Perilaku konsumtif ini bila dilihat dari sisi positif akan memberikan dampak:
a)      Membuka dan menambah lapangan pekerjaan, karena akan membutuhkan tenaga kerja lebih banyak untuk memproduksi barang dalam jumlah besar.
b)      Meningkatkan motivasi konsumen untuk menambah jumlah penghasilan, karena konsumen akan berusaha menambah penghasilan agar bisa membeli barang yang diinginkan dalam jumlah dan jenis yang beraneka ragam.
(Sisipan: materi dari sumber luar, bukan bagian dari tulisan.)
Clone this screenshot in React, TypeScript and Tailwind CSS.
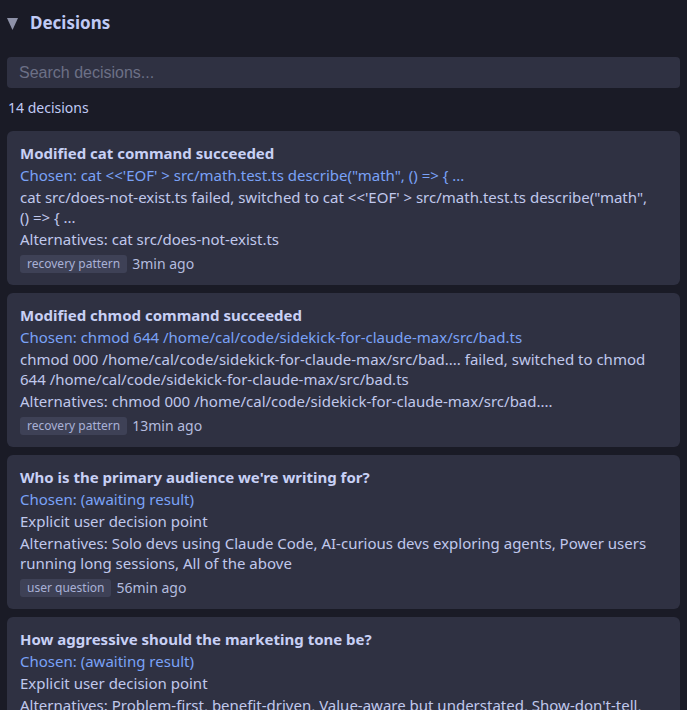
import { useState } from 'react'

type Decision = {
  id: number
  title: string
  chosen: string
  reason: string
  alternatives: string
  tag: string
  ago: string
}

const decisions: Decision[] = [
  {
    id: 1,
    title: 'Modified cat command succeeded',
    chosen: 'cat <<\'EOF\' > src/math.test.ts describe("math", () => { ...',
    reason: 'cat src/does-not-exist.ts failed, switched to cat <<\'EOF\' > src/math.test.ts describe("math", () => { ...',
    alternatives: 'cat src/does-not-exist.ts',
    tag: 'recovery pattern',
    ago: '3min ago',
  },
  {
    id: 2,
    title: 'Modified chmod command succeeded',
    chosen: 'chmod 644 /home/cal/code/sidekick-for-claude-max/src/bad.ts',
    reason: 'chmod 000 /home/cal/code/sidekick-for-claude-max/src/bad.... failed, switched to chmod 644 /home/cal/code/sidekick-for-claude-max/src/bad.ts',
    alternatives: 'chmod 000 /home/cal/code/sidekick-for-claude-max/src/bad....',
    tag: 'recovery pattern',
    ago: '13min ago',
  },
  {
    id: 3,
    title: "Who is the primary audience we're writing for?",
    chosen: '(awaiting result)',
    reason: 'Explicit user decision point',
    alternatives: 'Solo devs using Claude Code, AI-curious devs exploring agents, Power users running long sessions, All of the above',
    tag: 'user question',
    ago: '56min ago',
  },
  {
    id: 4,
    title: 'How aggressive should the marketing tone be?',
    chosen: '(awaiting result)',
    reason: 'Explicit user decision point',
    alternatives: "Problem-first, benefit-driven, Value-aware but understated, Show-don't-tell, Bold and opinionated",
    tag: 'user question',
    ago: '58min ago',
  },
  {
    id: 5,
    title: 'Which install method should the README lead with?',
    chosen: '(awaiting result)',
    reason: 'Explicit user decision point',
    alternatives: 'npm global install, npx one-liner, Clone and build',
    tag: 'user question',
    ago: '1h ago',
  },
]

function DecisionCard({ d }: { d: Decision }) {
  return (
    <div className="bg-[#2f3142] rounded-[6px] pl-[13px] pr-[25px] pt-3 pb-[11px] flex flex-col gap-[2px] text-[15px] leading-[20px]">
      <div className="font-bold text-[#c8d0f5]">{d.title}</div>
      <div className="text-[#7aa2f7]">Chosen: {d.chosen}</div>
      <div className="text-[#c0c8ec]">{d.reason}</div>
      <div className="text-[#c0c8ec]">Alternatives: {d.alternatives}</div>
      <div className="flex items-center gap-[5px] mt-[3px] h-5">
        <span className="bg-[#3e4156] text-[#a9b1d6] text-[12px] leading-[18px] px-[7px] rounded-[3px]">{d.tag}</span>
        <span className="text-[#b4bcdf] text-[14px]">{d.ago}</span>
      </div>
    </div>
  )
}

export default function App() {
  const [busca, setBusca] = useState('')
  const [open, setOpen] = useState(true)

  const lista = decisions.filter(d => d.title.toLowerCase().includes(busca.toLowerCase()))

  return (
    <div className="min-h-screen bg-[#1a1b26] px-[7px] font-['Noto_Sans',sans-serif]">
      <button onClick={() => setOpen(o => !o)} className="h-[44px] pt-[2px] flex items-center gap-3 text-[#c0caf5]">
        <svg width="11" height="12" viewBox="0 0 11 12" className="mt-[1px]">
          <polygon points="0,0 11,0 5.5,12" fill="#8e92a8" />
        </svg>
        <span className="text-[17px] font-bold">Decisions</span>
      </button>

      {open && (
        <>
          <input
            value={busca}
            onChange={e => setBusca(e.target.value)}
            placeholder="Search decisions..."
            className="mt-[13px] w-full h-[31px] bg-[#2f3142] rounded-[4px] px-3 text-[16px] font-['Liberation_Sans',sans-serif] text-[#c0caf5] placeholder:text-[#6c7086] outline-none"
          />
          <div className="mt-[10px] text-[14px] leading-[20px] text-[#c0caf5] pl-[1px]">14 decisions</div>
          <div className="mt-[13px] flex flex-col gap-2 pb-4">
            {lista.map(d => <DecisionCard key={d.id} d={d} />)}
          </div>
        </>
      )}
    </div>
  )
}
c)      Menciptakan pasar bagi produsen, karena bertambahnya jumlah barang yang dikonsumsi masyarakat maka produsen akan membuka pasar-pasar baru guna mempermudah memberikan pelayanan kepada masyarakat.
d)     Mendorong produsen untuk memproduksi barang dengan harga dan kualitas yang lebih baik
Bila dilihat dari sisi negatifnya, maka perilaku konsumtif akan menimbulkan dampak:
a)      Pola hidup yang boros dan akan menimbulkan kecemburuan sosial, karena orang akan membeli semua barang yang diinginkan tanpa memikirkan harga barang tersebut murah atau mahal, barang tersebut diperlukan atau tidak, sehingga bagi orang yang tidak mampu mereka tidak akan sanggup untuk mengikuti pola kehidupan yang seperti itu.
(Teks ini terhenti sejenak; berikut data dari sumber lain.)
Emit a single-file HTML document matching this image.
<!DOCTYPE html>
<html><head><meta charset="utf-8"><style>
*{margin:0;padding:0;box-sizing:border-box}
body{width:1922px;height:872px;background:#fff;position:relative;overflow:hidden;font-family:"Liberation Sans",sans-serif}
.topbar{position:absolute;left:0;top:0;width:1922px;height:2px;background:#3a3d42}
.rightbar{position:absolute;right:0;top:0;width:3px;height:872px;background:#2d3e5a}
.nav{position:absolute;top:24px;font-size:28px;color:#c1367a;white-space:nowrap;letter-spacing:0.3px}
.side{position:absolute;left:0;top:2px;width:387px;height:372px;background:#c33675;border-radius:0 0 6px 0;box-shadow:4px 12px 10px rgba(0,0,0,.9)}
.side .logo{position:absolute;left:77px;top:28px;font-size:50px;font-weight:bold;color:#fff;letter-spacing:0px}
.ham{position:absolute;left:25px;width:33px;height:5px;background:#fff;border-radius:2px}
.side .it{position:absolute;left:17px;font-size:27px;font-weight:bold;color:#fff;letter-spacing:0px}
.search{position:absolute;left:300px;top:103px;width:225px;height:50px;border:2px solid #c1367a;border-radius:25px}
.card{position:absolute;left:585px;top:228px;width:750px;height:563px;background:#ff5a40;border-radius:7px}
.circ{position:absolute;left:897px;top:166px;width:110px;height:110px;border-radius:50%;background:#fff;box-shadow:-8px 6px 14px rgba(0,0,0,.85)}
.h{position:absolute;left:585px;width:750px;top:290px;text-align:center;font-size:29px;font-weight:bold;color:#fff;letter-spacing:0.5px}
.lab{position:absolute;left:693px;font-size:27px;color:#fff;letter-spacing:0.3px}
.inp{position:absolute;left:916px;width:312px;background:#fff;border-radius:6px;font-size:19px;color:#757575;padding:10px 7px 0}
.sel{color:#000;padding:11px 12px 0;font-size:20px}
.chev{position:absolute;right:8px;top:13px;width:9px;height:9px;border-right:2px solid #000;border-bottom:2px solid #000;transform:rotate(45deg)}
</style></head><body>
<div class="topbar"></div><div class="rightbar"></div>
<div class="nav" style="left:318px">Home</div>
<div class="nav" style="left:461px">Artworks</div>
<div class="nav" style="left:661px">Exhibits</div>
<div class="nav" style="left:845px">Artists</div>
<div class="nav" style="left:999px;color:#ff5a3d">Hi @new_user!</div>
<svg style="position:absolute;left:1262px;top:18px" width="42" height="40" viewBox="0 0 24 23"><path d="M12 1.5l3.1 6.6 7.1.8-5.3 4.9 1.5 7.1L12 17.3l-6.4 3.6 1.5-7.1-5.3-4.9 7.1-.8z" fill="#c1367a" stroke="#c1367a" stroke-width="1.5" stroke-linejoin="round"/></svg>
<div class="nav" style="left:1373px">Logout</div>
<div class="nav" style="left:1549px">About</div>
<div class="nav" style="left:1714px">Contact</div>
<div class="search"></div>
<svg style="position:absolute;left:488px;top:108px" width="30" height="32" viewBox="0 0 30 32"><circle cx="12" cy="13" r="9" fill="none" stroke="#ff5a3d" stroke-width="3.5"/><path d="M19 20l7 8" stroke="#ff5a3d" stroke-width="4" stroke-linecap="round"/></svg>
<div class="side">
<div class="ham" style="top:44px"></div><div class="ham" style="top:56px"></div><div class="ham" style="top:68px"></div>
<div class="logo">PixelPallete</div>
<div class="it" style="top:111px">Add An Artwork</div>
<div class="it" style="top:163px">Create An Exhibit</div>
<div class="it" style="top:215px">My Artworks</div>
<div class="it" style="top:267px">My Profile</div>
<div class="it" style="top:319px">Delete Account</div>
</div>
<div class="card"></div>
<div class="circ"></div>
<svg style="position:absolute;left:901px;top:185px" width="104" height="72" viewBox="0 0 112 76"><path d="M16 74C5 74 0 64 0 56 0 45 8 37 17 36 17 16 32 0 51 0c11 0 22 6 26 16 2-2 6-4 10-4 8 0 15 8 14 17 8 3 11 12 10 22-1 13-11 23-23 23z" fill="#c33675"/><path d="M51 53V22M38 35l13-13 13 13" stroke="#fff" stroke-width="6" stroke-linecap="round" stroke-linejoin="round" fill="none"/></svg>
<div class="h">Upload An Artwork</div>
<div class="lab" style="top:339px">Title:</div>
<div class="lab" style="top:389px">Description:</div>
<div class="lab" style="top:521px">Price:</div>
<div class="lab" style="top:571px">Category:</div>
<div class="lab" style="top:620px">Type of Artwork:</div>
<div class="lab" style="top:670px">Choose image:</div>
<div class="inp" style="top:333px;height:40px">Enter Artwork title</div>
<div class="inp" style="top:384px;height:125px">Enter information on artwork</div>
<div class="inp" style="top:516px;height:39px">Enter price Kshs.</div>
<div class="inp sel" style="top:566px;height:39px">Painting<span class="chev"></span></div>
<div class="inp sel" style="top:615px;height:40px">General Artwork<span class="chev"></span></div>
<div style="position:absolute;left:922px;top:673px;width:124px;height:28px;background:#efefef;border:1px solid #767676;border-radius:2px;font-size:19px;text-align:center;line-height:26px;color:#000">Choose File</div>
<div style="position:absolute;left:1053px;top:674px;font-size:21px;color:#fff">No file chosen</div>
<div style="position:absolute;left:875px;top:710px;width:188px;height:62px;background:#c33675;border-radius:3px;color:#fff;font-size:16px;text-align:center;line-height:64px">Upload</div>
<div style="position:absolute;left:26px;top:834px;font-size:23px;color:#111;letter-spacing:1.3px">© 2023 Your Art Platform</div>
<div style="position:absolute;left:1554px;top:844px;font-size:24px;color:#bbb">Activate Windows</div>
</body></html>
b)      Mengurangi kesempatan untuk menabung, karena orang akan lebih banyak membelanjakan uangnya dibandingkan menyisihkan untuk ditabung.
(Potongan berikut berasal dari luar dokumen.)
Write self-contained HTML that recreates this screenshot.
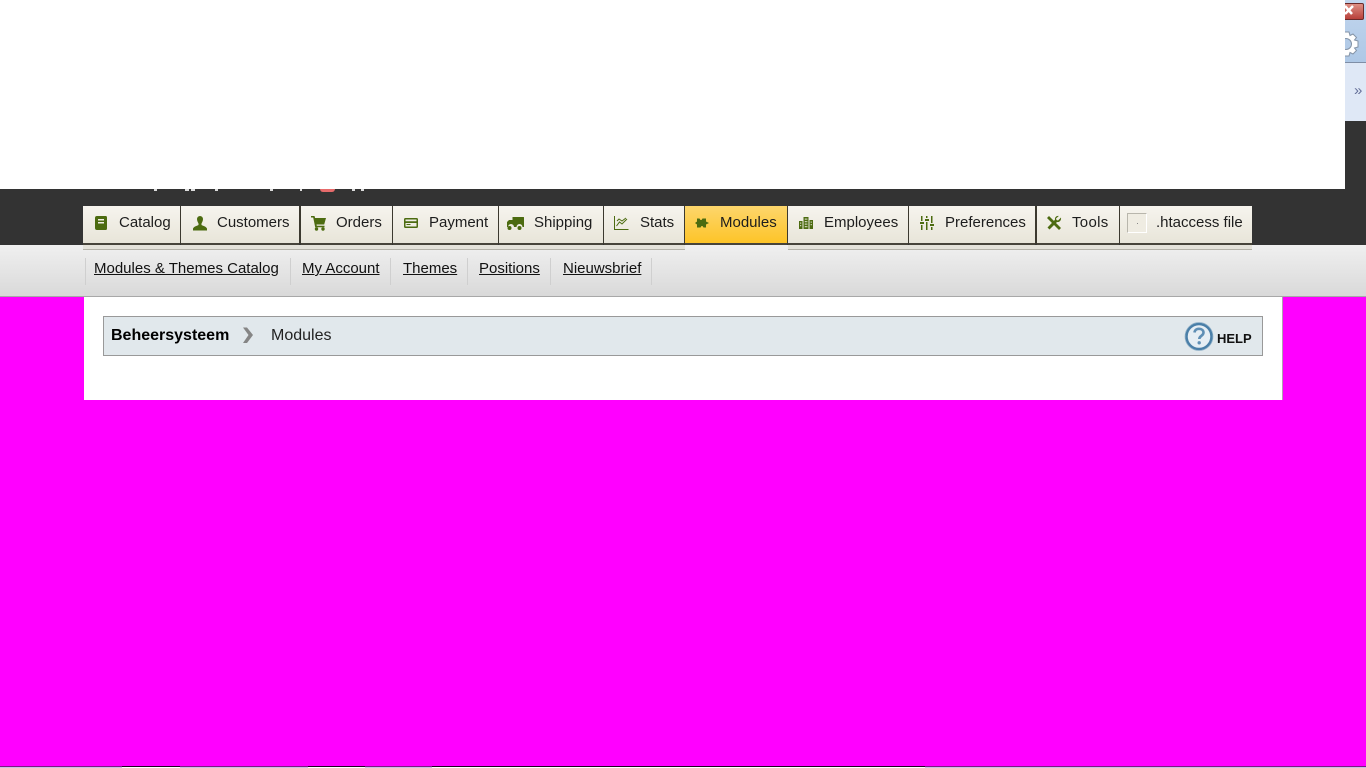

c)      Cenderung tidak memikirkan kebutuhan yang akan datang, orang akan mengkonsumsi lebih banyak barang pada saat sekarang tanpa berpikir kebutuhannya di masa datang.  
d)     Mendorong konsumen melakukan pengeluaran di luar batas kemampuannya sehingga akan melakukan pinjaman yang pada akhirnya akan terjebak hutang.

BAB III
PENUTUP
3.1  KESIMPULAN
Pengeluaran Konsumsi masyarakat merupakan salah satu variabel makroekonomi dalam identitas pendapatan nasional menurut pendekatan pengeluaran. Orang desa dan orang kota tidak hanya berbeda dalam hal besarnya pengeluaran, akan tetapi juga tidak sama dalam hal pola konsumsi. Perbedaan atau ketimpangan pengeluaran konsumsi masyarakat juga terjadi dalam dimensi antar lapisan pengeluaran itu sendiri.
Pengeluaran rutin dan tidak rutin pemerintah bertujuan untuk dapat menjalankan misinya dalam rangka menjaga kelancaran penyelenggaraan pemerintah, kegiatan operasional dan pemeliharaan asset  negara, pemenuhan kewajiban  pemerintah  kepada  pihak ketiga, perlindungan  kepada  masyarakat  miskin dan  kurang mampu, serta menjaga stabilitas perekonomian. Tetapi, Besar kecilnya anggaran pengeluaran atau konsumsi pemerintah akan sangat bergantung pada sikap dan keputusan-keputusan politik.

3.2  SARAN
Demikian makalah yang dapat kami sajikan tentang Pengeluaran konsumsi masyarakat dan pengeluaran pemerintah yang cukup singkat. Namun, Penulis berharap dengan adanya penulisan makalah ini maka bagi para pembaca bisa menganalisa lebih jauh lagi tentang bahasan yang ada pada makalah ini dan bisa di manfaatkan sebaik mungkin bagi para pembaca sebagai sumber pengetahuan.